Operator associativity

In programming languages and mathematical notation, the associativity (or fixity) of an operator is a property that determines how operators of the same precedence are grouped in the absence of parentheses. Operators may be left-associative, right-associative or non-associative. The associativity and precedence of an operator depends on the programming language in question. Many programming language manuals provide a table of operator precedence and associativity.

Associativity is only needed when the operators in an expression have the same precedence. Usually + and - have the same precedence. Consider the expression 7−4+2. The result could be either (7−4)+2 = 5 or 7−(4+2) = 1. The former result corresponds to the case when + and − are left-associative. The latter result corresponds to the case when + and - are right-associative. To prevent cases where operands would be associated with two operators, or no operator at all, operators with the same precedence always have the same associativity. Usually the operators +, −, * and / are left-associative, while the exponentiation, assignment and conditional operators are right-associative.

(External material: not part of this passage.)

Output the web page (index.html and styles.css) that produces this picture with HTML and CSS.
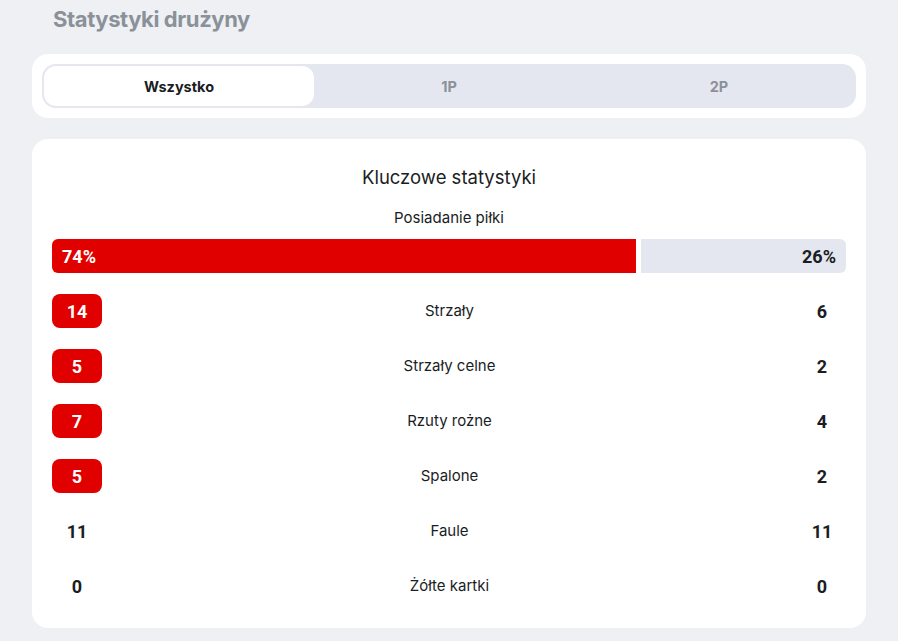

To understand the intuition behind these names, think of the operators (of the same precedence) concurring for the operands. Left-associative means that operands are associated to the operator on their left side. Likewise, right-associative means, the operands are associated to the operator on their right side. This results in the evaluation of left-associative expressions with multiple operands to be carried out left-to-right, and right-associative ones right-to-left.

Consider the expression 5^4^3^2. A parser always reads the tokens from left to right. But because of the right-associativity of ^, the following would happen in a simple parser:

1. 5 gets read.
2. The first ^ gets read. 5 gets associated to it.
3. 4 gets read. It gets associated to the only ^ read until now.
4. The second ^ gets read. 4 gets re-associated to it because of the right-associativity. Then that construct gets associated to the first ^ as the right operand.
5. 3 gets read. It gets associated to the second ^.
6. The third ^ gets read. 3 gets re-associated to it because of the right-associativity. Then that construct gets associated to the second ^ as the right operand.
7. 2 gets read. It gets associated to the third ^.

Resulting in the parse tree 5^(4^(3 ^ 2)) (in mathematical notation ${\displaystyle 5^{4^{3^{2}}}}$), which can be evaluated depth-first, starting at the top node (the first ^):

1. The evaluator walks down the tree, from the first, over the second, to the third ^.
2. It evaluates it: ${\displaystyle 3^{2}=9}$. Then it puts the result in place of that expression branch, as the second operand of the above (second) ^.
3. It goes one up, and evaluates resulted expression: ${\displaystyle 4^{9}=262144}$. Then it puts the result in place of that expression branch, as the second operand of the above (first) ^.
4. Again, it goes one up, and evaluates resulted expression: ${\displaystyle 5^{262144}\approx 6.2060699\times 10^{183230}}$. This then becomes the remaining result, and therefore, the evaluation finished successfully.

A left-associative evaluation would have resulted in the parse tree ((5^4)^3)^2 (in mathematical notation ${\displaystyle ((5^{4})^{3})^{2}}$), and the completely different results 625, 244140625 and finally ~${\displaystyle 5.9604645\times 10^{16}}$.

It may seem counter-intuitive that assignment operators such as =, and also +=, -=, etc, have an associativity if you are unfamiliar with the idea of treating an assignment as an expression, having a side effect, or resulting in a value (in functional programming languages). In languages such as C, the assignment a=b is an expression that returns the value b converted to the type of a, with the side effect of setting a to this value. Thus an assignment can be performed in the middle of an expression. Note that an expression with side effects can be made into a statement by following it with a semicolon (i.e. a=b is an expression but a=b; is a statement). The right-associativity of = allows statements such as a=b=c; which means a=(b=c); which sets both a and b to the value of c (at least if the variables are all of the same type). The alternative (a=b)=c; does not make sense because a=b is not an lvalue.

Exponentiation makes perfect sense as a right-associative operator. In Python, exponentiation is denoted by the ** operator. The expression a ** b ** c means a ** (b ** c). The alternative (a ** b) ** c would usually be equivalent to a ** (b * c) by the mathematical identity ${\displaystyle (a^{b})^{c}=a^{bc}}$, but calculated less efficiently^{[citation needed]}.